Students at these institutions graduate with some of the lowest debt in the nation, according to a new report from the Project on Student Debt. The project is an initiative of the Institute for College Access and Success, a nonprofit research and policy organization that studies college affordability and availability.
The average debt for a Dalton State graduate is $6,811, compared with an average of $22,443 for Georgia's higher education students, according to the project. A semester's tuition and fees are $1,866 for in-state students at Dalton State and $5,700 for out-of-state students, according to the college's website.
Dalton State hopes to capitalize on its affordability rankings, officials said.
"We for years have said we offer a quality program at an affordable cost, but now we have the data to back that up," said Jodi S. Johnson, vice president for enrollment and student services at Dalton State.
The report lists 20 colleges and universities nationally whose students had the lowest debt for 2011. The institutions reported average student debt to be between $3,000 and $9,750, and annual tuition ranges from $900 to $41,450.
The colleges range from private nonprofit colleges with large endowments, such as Yale, that may give generous grants to low-income students, to colleges such as the College of the Ozarks in Point Lookout, Mo., where students work instead of paying tuition.
The study found that colleges, including Dalton State, enroll many low-income students who receive aid, including the Pell grant.
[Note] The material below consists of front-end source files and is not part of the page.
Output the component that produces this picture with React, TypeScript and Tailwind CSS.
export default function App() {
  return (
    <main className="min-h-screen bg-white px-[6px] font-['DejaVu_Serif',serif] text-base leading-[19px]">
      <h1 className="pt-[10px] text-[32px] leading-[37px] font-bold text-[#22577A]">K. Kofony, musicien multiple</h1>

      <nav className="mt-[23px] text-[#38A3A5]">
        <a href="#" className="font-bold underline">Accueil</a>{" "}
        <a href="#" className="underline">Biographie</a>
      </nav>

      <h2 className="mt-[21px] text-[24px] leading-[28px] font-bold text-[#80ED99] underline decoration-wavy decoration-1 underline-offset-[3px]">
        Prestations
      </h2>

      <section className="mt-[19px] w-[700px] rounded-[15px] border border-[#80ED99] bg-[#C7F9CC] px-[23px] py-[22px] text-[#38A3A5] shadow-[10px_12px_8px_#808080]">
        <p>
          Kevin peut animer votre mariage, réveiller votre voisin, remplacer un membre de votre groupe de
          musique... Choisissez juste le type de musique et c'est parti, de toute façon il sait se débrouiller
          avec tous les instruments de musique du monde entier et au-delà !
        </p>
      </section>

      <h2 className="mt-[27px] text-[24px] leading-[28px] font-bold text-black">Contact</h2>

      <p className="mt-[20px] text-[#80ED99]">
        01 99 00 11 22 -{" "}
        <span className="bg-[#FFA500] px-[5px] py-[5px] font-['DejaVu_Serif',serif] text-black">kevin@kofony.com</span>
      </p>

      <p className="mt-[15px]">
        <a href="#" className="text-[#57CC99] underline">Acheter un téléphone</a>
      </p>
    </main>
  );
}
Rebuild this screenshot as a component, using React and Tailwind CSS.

About 70 percent of Dalton State students receive some sort of need-based aid, Johnson said.
A high number of working students also may contribute to low student debt, she said. The last time she saw the number, about 70 percent of Dalton State students were employed either part or full time, Johnson said.
"A number of our students, particularly those in programs like nursing, are able to work through at least their third or fourth year," she said. "They may only have one or two years of loans to take out."
Though only one college in Tennessee made the low-debt list, the state as a whole has one of the lowest average student debts at $20,703.
Russ Deaton, associate executive director of fiscal policy and administration at the Tennessee Higher Education Commission, said that may be because financial aid programs largely have been shielded from higher education funding cuts.
"It's a policy success story -- you've got large-scale financial aid programs and affordable tuition," Deaton said.
Five colleges in Tennessee were listed as "Best Value Schools" by U.S. News & World Report, including two in the region: Lee University (No. 12 in Regional Universities) and the University of Tennessee at Chattanooga (No. 14 in Regional Universities).